Spence and Dennis occupy a racier psychic territory than moon children Laurel & Hardy; the same kind of sight gags don’t work for them. We need something sharper, more detailed, and, as the sole scriptwriter, Edwards doesn’t supply it. He leaps right in, starting with a big slapstick set-piece, then vaulting from one to the other--when he’d have been better off with a slower buildup and more character embroidery. (The wall-to-wall rock sound track, very peculiar for Henry Mancini, also seems a mistake.)

The movie is no success, but it still has some of Edwards’ cinematic savoir-faire and lambent comic flights. Edwards, a master of the accumulating mechanical gag and a virtuoso of misdirection and delayed reactions, is also often a fine satirist-romantic, who can both puncture and exalt the poetry and cliches of courtship. But not, often enough, in “A Fine Mess.”

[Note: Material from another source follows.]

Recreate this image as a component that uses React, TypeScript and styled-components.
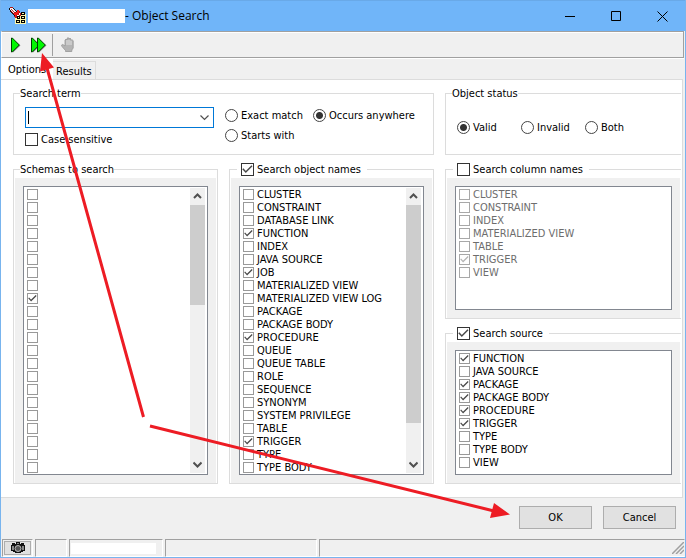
import React from "react";
import styled, { createGlobalStyle, css } from "styled-components";

const GlobalStyle = createGlobalStyle`
  *, *::before, *::after { box-sizing: border-box; }
  body {
    margin: 0;
    background: #f0f0f0;
    color: #000;
    font: 11px/13px "DejaVu Sans Condensed", "Noto Sans", sans-serif;
  }
  button, input { font: inherit; color: inherit; }
`;

const Window = styled.div`
  position: relative;
  display: flex;
  flex-direction: column;
  min-height: 100vh;
  border: 1px solid #78b4ee;
  border-top: 0;
  background: #f0f0f0;
  overflow: hidden;
`;

const TitleBar = styled.header`
  display: flex;
  align-items: center;
  height: 31px;
  padding-left: 8px;
  background: #70b5f9;
  border-top: 1px solid #69a9e8;
`;

const AppIcon = styled.svg`
  flex: none;
  width: 18px;
  height: 18px;
  margin-right: 1px;
`;

const Redacted = styled.span<{ $w: number; $h: number }>`
  flex: none;
  width: ${(p) => p.$w}px;
  height: ${(p) => p.$h}px;
  background: #fff;
`;

const Title = styled.h1`
  flex: 1;
  margin: 0;
  font: 12px/16px "Open Sans", "Noto Sans", sans-serif;
  white-space: nowrap;
`;

const CaptionButton = styled.button`
  display: grid;
  place-items: center;
  width: 46px;
  height: 30px;
  padding: 0;
  border: 0;
  background: none;
`;

const Toolbar = styled.div`
  display: flex;
  align-items: center;
  height: 27px;
  margin: 0 1px 0 0;
  padding-left: 2px;
  border: 1px solid #a0a0a0;
  border-left-color: #fff;
  box-shadow: inset 0 1px #fff, 0 1px #fff;
`;

const ToolButton = styled.button`
  display: grid;
  place-items: center;
  width: 23px;
  height: 22px;
  padding: 0;
  border: 0;
  background: none;
`;

const Separator = styled.span`
  width: 1px;
  height: 22px;
  margin: 0 3px 0 2px;
  background: #a0a0a0;
`;

const Tabs = styled.div`
  display: flex;
  align-items: flex-end;
  height: 20px;
  margin-top: 1px;
`;

const Tab = styled.button<{ $active?: boolean }>`
  height: 18px;
  padding: 1px 3px 0;
  border: 1px solid #dcdcdc;
  border-bottom: 0;
  border-left: 0;
  background: #f0f0f0;
  text-align: left;
  ${(p) =>
    p.$active &&
    css`
      height: 20px;
      width: 52px;
      padding: 0 0 0 7px;
      border-color: #fff;
      background: #fff;
    `}
`;

const Page = styled.main`
  flex: 1;
  display: grid;
  grid-template-columns: 205fr 205fr 236fr;
  grid-template-rows: 68px 1fr;
  gap: 8px 11px;
  margin-right: 2px;
  padding: 7px 1px 13px 12px;
  background: #fff;
  border: solid #dcdcdc;
  border-width: 1px 1px 1px 0;
`;

const Group = styled.fieldset<{ $wide?: boolean; $open?: boolean }>`
  display: flex;
  flex-direction: column;
  min-width: 0;
  margin: 0;
  padding: 0 1px;
  border: 1px solid #dcdcdc;
  ${(p) => p.$wide && "grid-column: span 2;"}
  ${(p) => p.$open && "border-right: 0;"}
`;

const Legend = styled.legend<{ $check?: boolean }>`
  height: 13px;
  margin-left: ${(p) => (p.$check ? 6 : 5)}px;
  padding: 0 ${(p) => (p.$check ? 6 : 0)}px 0 ${(p) => (p.$check ? 4 : 0)}px;
  white-space: nowrap;
`;

const RightColumn = styled.div`
  display: grid;
  grid-template-rows: 156px 1fr;
  gap: 8px;
  min-width: 0;
`;

const ListArea = styled.div`
  flex: 1;
  display: flex;
  margin-top: 2px;
  padding: 8px;
  background: #f0f0f0;
`;

const ListBox = styled.div<{ $disabled?: boolean }>`
  flex: 1;
  display: flex;
  min-width: 0;
  border: 1px solid #828790;
  background: #fff;
  color: ${(p) => (p.$disabled ? "#6d6d6d" : "#000")};
`;

const Items = styled.ul`
  flex: 1;
  margin: 0;
  padding: 1px 0 0 3px;
  list-style: none;
`;

const Item = styled.label`
  display: flex;
  align-items: center;
  gap: 3px;
  height: 13px;
  line-height: 15px;
  white-space: nowrap;
`;

const CHECK =
  "url(\"data:image/svg+xml,%3Csvg xmlns='http://www.w3.org/2000/svg' viewBox='0 0 11 11'%3E%3Cpath d='M.8 4.800 3.800 8 10 1.800' fill='none' stroke='%23484848' stroke-width='1.5'/%3E%3C/svg%3E\")";
const CHECK_OFF = CHECK.replace("%23484848", "%23b4b4b4");

const Check = styled.input.attrs({ type: "checkbox" })<{ $large?: boolean }>`
  appearance: none;
  flex: none;
  width: ${(p) => (p.$large ? 13 : 11)}px;
  height: ${(p) => (p.$large ? 13 : 11)}px;
  margin: 0;
  border: 1px solid ${(p) => (p.$large ? "#333" : "#999")};
  background: #fff center / 100% 100% no-repeat;
  &:checked { background-image: ${CHECK}; }
  &:disabled { border-color: #a8a8a8; }
  &:disabled:checked { background-image: ${CHECK_OFF}; }
`;

const Option = styled.label`
  display: flex;
  align-items: center;
  gap: 3px;
  height: 13px;
  line-height: 15px;
  white-space: nowrap;
`;

const Radio = styled.input.attrs({ type: "radio" })`
  appearance: none;
  flex: none;
  width: 13px;
  height: 13px;
  margin: 0;
  border: 1px solid #444;
  border-radius: 50%;
  background: #fff;
  &:checked { background: radial-gradient(circle, #333 3px, #fff 4px); }
`;

const TermBody = styled.div`
  display: grid;
  grid-template-columns: 189px 1fr;
  column-gap: 11px;
  padding: 7px 10px 0;
`;

const TermColumn = styled.div`
  display: flex;
  flex-direction: column;
  gap: 5px;
`;

const ComboBox = styled.div`
  display: flex;
  align-items: center;
  height: 21px;
  padding-left: 2px;
  border: 1px solid #0078d7;
  background: #fff;
`;

const Caret = styled.span`
  width: 1px;
  height: 13px;
  background: #000;
`;

const ComboInput = styled.input`
  flex: 1;
  min-width: 0;
  padding: 0 2px;
  border: 0;
  outline: 0;
  background: none;
`;

const ComboButton = styled.button`
  display: grid;
  place-items: center;
  width: 17px;
  height: 19px;
  padding: 0;
  border: 0;
  background: none;
`;

const MatchOptions = styled.div`
  display: grid;
  grid-template-columns: 88px auto;
  align-content: start;
  gap: 7px 0;
  padding-top: 2px;
`;

const StatusOptions = styled.div`
  display: grid;
  grid-template-columns: 64px 64px auto;
  padding: 21px 10px 0;
`;

const ScrollTrack = styled.div`
  display: flex;
  flex-direction: column;
  justify-content: space-between;
  width: 15px;
  margin: 1px 2px 1px 0;
  background: #f0f0f0;
`;

const ScrollButton = styled.button`
  display: grid;
  place-items: center;
  flex: none;
  width: 15px;
  height: 17px;
  padding: 0;
  border: 0;
  background: none;
`;

const ScrollRail = styled.div`
  flex: 1;
`;

const Thumb = styled.div<{ $size: number }>`
  height: ${(p) => p.$size}%;
  background: #cdcdcd;
`;

const Footer = styled.footer`
  display: flex;
  justify-content: flex-end;
  gap: 11px;
  height: 41px;
  padding: 8px 9px 0;
`;

const PushButton = styled.button`
  width: 73px;
  height: 23px;
  padding: 0;
  border: 1px solid #adadad;
  background: #e1e1e1;
`;

const StatusBar = styled.div`
  display: flex;
  gap: 2px;
  height: 18px;
  padding-left: 1px;
`;

const StatusPanel = styled.div<{ $w?: number }>`
  ${(p) => (p.$w ? `width: ${p.$w}px;` : "flex: 1;")}
  display: flex;
  align-items: center;
  justify-content: ${(p) => (p.$w ? "flex-start" : "flex-end")};
  border: 1px solid #a0a0a0;
  border-right-color: ${(p) => (p.$w ? "#fff" : "#f0f0f0")};
  border-bottom-color: #fff;
  padding-left: 1px;
`;

const CameraButton = styled.button`
  display: grid;
  place-items: center;
  width: 27px;
  height: 14px;
  padding: 0;
  border: 1px solid #adadad;
  background: #e1e1e1;
`;

const Annotation = styled.svg`
  position: absolute;
  top: 0;
  left: 0;
  pointer-events: none;
`;

function FlashlightIcon() {
  return (
    <AppIcon viewBox="0 0 18 18" shapeRendering="crispEdges" aria-hidden="true">
      <path d="M6 9h2V8h2V7h7v10H6z" fill="#fff7a8" />
      <path d="M0 1h1V0h3v1h1v1h1v1h1v1h1V3h2v1h1v2h1v3h-1v1H9v1H6v-1H5V8H4V7H3V6H2V5H1V3H0z" fill="#b01818" />
      <path d="M0 1h1v2h1v2h1v1h1v1h1v1h1v1H5V8H4V7H3V6H2V5H1V3H0zM4 1h1v1h1v1h1v1h1v1H7V4H6V3H5V2H4z" fill="#111" />
      <path d="M1 1h3v1h1v1h1v1h1v1H5v1H4V5H3V4H2V3H1z" fill="#f4f4f4" />
      <path d="M2 2h1v1h1v1h1v1H4V4H3V3H2z" fill="#c03030" />
      <path d="M8 3h2v3H9v2H7v2H6V8H5V6h2V5h1z" fill="#f01818" />
      <path d="M10 6h1v2h-1v1H8V8h2z" fill="#fff" />
      <g fill="#fff7a8" stroke="#000">
        <rect x="8.500" y="9.500" width="2" height="2" />
        <rect x="12.500" y="5.500" width="3" height="2" />
        <rect x="12.500" y="9.500" width="3" height="2" />
        <rect x="7.500" y="13.500" width="3" height="2" />
        <rect x="12.500" y="13.500" width="3" height="2" />
      </g>
    </AppIcon>
  );
}

function PlayIcon({ double = false }: { double?: boolean }) {
  const shapes = double ? [0, 6] : [0];
  return (
    <svg width={double ? 16 : 10} height="16" viewBox={double ? "0 0 16 16" : "0 0 10 16"} aria-hidden="true">
      {shapes.map((x) => (
        <g key={x} transform={`translate(${x} 0)`}>
          <path d="M2 2.500v13l7.500-7z" fill="#8c8c8c" />
          <path d="M.5 1v14h.8l7-7-7-7z" fill="#00f800" stroke="#003c00" />
        </g>
      ))}
    </svg>
  );
}

function HandIcon() {
  return (
    <svg width="14" height="16" viewBox="0 0 14 16" aria-hidden="true">
      <path
        d="M4.500 14.500v-1L1 9.500.6 8l1.100-.6L4 9V3l1-.8 1 .8V1.500l1-.9 1 .9V2l1-.8 1 .8v1.500l1.200-.6 1 .8V11l-1.400 2v1.500z"
        fill="#b4b4b4"
        stroke="#959595"
        strokeWidth=".8"
      />
      <path d="M6 3v5M8 3v5M10 3.500V8" stroke="#ececec" strokeWidth=".8" />
    </svg>
  );
}

function Chevron({ up = false, thin = false }: { up?: boolean; thin?: boolean }) {
  return (
    <svg width="9" height="7" viewBox="0 0 9 7" aria-hidden="true">
      <path
        d={up ? "M1 5 4.500 1.500 8 5" : "M.5 1.500l4 4 4-4"}
        fill="none"
        stroke="#505050"
        strokeWidth={thin ? 1.2 : 2}
      />
    </svg>
  );
}

function ScrollBar({ size }: { size: number }) {
  return (
    <ScrollTrack>
      <ScrollButton aria-label="Scroll up"><Chevron up /></ScrollButton>
      <ScrollRail><Thumb $size={size} /></ScrollRail>
      <ScrollButton aria-label="Scroll down"><Chevron /></ScrollButton>
    </ScrollTrack>
  );
}

interface CheckListProps {
  names: string[];
  checked: number[];
  disabled?: boolean;
  thumb?: number;
}

function CheckList({ names, checked, disabled, thumb }: CheckListProps) {
  return (
    <ListArea>
      <ListBox $disabled={disabled}>
        <Items>
          {names.map((name, i) => (
            <li key={i}>
              <Item>
                <Check
                  defaultChecked={checked.includes(i)}
                  disabled={disabled}
                  aria-label={name ? undefined : `Schema ${i + 1}`}
                />
                {name}
              </Item>
            </li>
          ))}
        </Items>
        {thumb !== undefined && <ScrollBar size={thumb} />}
      </ListBox>
    </ListArea>
  );
}

function CheckLegend({ text, checked }: { text: string; checked?: boolean }) {
  return (
    <Legend $check>
      <Option>
        <Check $large defaultChecked={checked} />
        {text}
      </Option>
    </Legend>
  );
}

const SCHEMAS: string[] = Array(22).fill("");
const OBJECTS = [
  "CLUSTER", "CONSTRAINT", "DATABASE LINK", "FUNCTION", "INDEX", "JAVA SOURCE", "JOB",
  "MATERIALIZED VIEW", "MATERIALIZED VIEW LOG", "PACKAGE", "PACKAGE BODY", "PROCEDURE",
  "QUEUE", "QUEUE TABLE", "ROLE", "SEQUENCE", "SYNONYM", "SYSTEM PRIVILEGE", "TABLE",
  "TRIGGER", "TYPE", "TYPE BODY",
];
const COLUMNS = ["CLUSTER", "CONSTRAINT", "INDEX", "MATERIALIZED VIEW", "TABLE", "TRIGGER", "VIEW"];
const SOURCES = [
  "FUNCTION", "JAVA SOURCE", "PACKAGE", "PACKAGE BODY", "PROCEDURE", "TRIGGER", "TYPE",
  "TYPE BODY", "VIEW",
];

export default function App() {
  return (
    <>
      <GlobalStyle />
      <Window>
        <TitleBar>
          <FlashlightIcon />
          <Redacted $w={97} $h={14} />
          <Title>- Object Search</Title>
          <CaptionButton aria-label="Minimize">
            <svg width="11" height="11"><path d="M0 5.500h10" stroke="#000" /></svg>
          </CaptionButton>
          <CaptionButton aria-label="Maximize">
            <svg width="11" height="11"><path d="M.5.5h9v9h-9z" fill="none" stroke="#000" /></svg>
          </CaptionButton>
          <CaptionButton aria-label="Close">
            <svg width="11" height="11"><path d="M.5.5l10 10M10.500.5l-10 10" stroke="#000" /></svg>
          </CaptionButton>
        </TitleBar>

        <Toolbar role="toolbar">
          <ToolButton aria-label="Search"><PlayIcon /></ToolButton>
          <ToolButton aria-label="Search all"><PlayIcon double /></ToolButton>
          <Separator />
          <ToolButton aria-label="Stop" disabled><HandIcon /></ToolButton>
        </Toolbar>

        <Tabs role="tablist">
          <Tab $active role="tab" aria-selected="true">Options</Tab>
          <Tab role="tab" aria-selected="false">Results</Tab>
        </Tabs>

        <Page>
          <Group $wide>
            <Legend>Search term</Legend>
            <TermBody>
              <TermColumn>
                <ComboBox>
                  <Caret />
                  <ComboInput role="combobox" aria-expanded="false" aria-label="Search term" />
                  <ComboButton aria-label="Show history"><Chevron thin /></ComboButton>
                </ComboBox>
                <Option><Check $large />Case sensitive</Option>
              </TermColumn>
              <MatchOptions>
                <Option><Radio name="match" />Exact match</Option>
                <Option><Radio name="match" defaultChecked />Occurs anywhere</Option>
                <Option><Radio name="match" />Starts with</Option>
              </MatchOptions>
            </TermBody>
          </Group>

          <Group $open>
            <Legend>Object status</Legend>
            <StatusOptions>
              <Option><Radio name="status" defaultChecked />Valid</Option>
              <Option><Radio name="status" />Invalid</Option>
              <Option><Radio name="status" />Both</Option>
            </StatusOptions>
          </Group>

          <Group>
            <Legend>Schemas to search</Legend>
            <CheckList names={SCHEMAS} checked={[8]} thumb={40} />
          </Group>

          <Group>
            <CheckLegend text="Search object names" checked />
            <CheckList names={OBJECTS} checked={[3, 6, 11, 19]} thumb={87} />
          </Group>

          <RightColumn>
            <Group $open>
              <CheckLegend text="Search column names" />
              <CheckList names={COLUMNS} checked={[5]} disabled />
            </Group>
            <Group $open>
              <CheckLegend text="Search source" checked />
              <CheckList names={SOURCES} checked={[0, 2, 3, 4, 5]} />
            </Group>
          </RightColumn>
        </Page>

        <Footer>
          <PushButton>OK</PushButton>
          <PushButton>Cancel</PushButton>
        </Footer>

        <StatusBar>
          <StatusPanel $w={31}>
            <CameraButton aria-label="Capture">
              <svg width="14" height="12" viewBox="0 0 14 12" aria-hidden="true">
                <path d="M0 3h1V1h3v1h1V0h4v2h1V1h3v2h1v6h-2v1h-2v1H4v-1H2V9H0z" fill="#111" />
                <path d="M1 4h2v4H1zM11 4h2v4h-2zM6 1h2v1H6z" fill="#888" />
                <circle cx="7" cy="6.500" r="3" fill="#555" stroke="#bbb" />
              </svg>
            </CameraButton>
          </StatusPanel>
          <StatusPanel $w={32} />
          <StatusPanel $w={94}><Redacted $w={85} $h={11} /></StatusPanel>
          <StatusPanel $w={152} />
          <StatusPanel>
            <svg width="12" height="12" viewBox="0 0 12 12" aria-hidden="true">
              <path d="M0 12 12 0M4 12l8-8M8 12l4-4" stroke="#a0a0a0" strokeWidth="1.500" />
            </svg>
          </StatusPanel>
        </StatusBar>

        <Annotation width="686" height="558" viewBox="1 0 686 558" aria-hidden="true">
          <g stroke="#ed1c24" strokeWidth="3" fill="#ed1c24">
            <path d="M143.500 417 47 68M150 426l344 85" />
            <path d="M42 53 54 67.500 40 71.500z M510 514.500 494 503l-4 15z" stroke="none" />
          </g>
        </Annotation>
      </Window>
    </>
  );
}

Perhaps he needed a script-collaborator. “A Fine Mess” (MPAA-rated: PG) has structure and good sight gags--and often expert funny work from Mandel, Margolin and Mulligan--but it’s weak on personality and dialogue. It seems too airy and free-floating. It delivers a lazy Sunday TV afternoon’s worth of laughs, rather than the wonderfully simple, lucidly intricate pleasures you get from the “Pink Panther” movies, “The Party,” “Victor/Victoria” “Micki and Maude,” “Darling Lili” or “10.”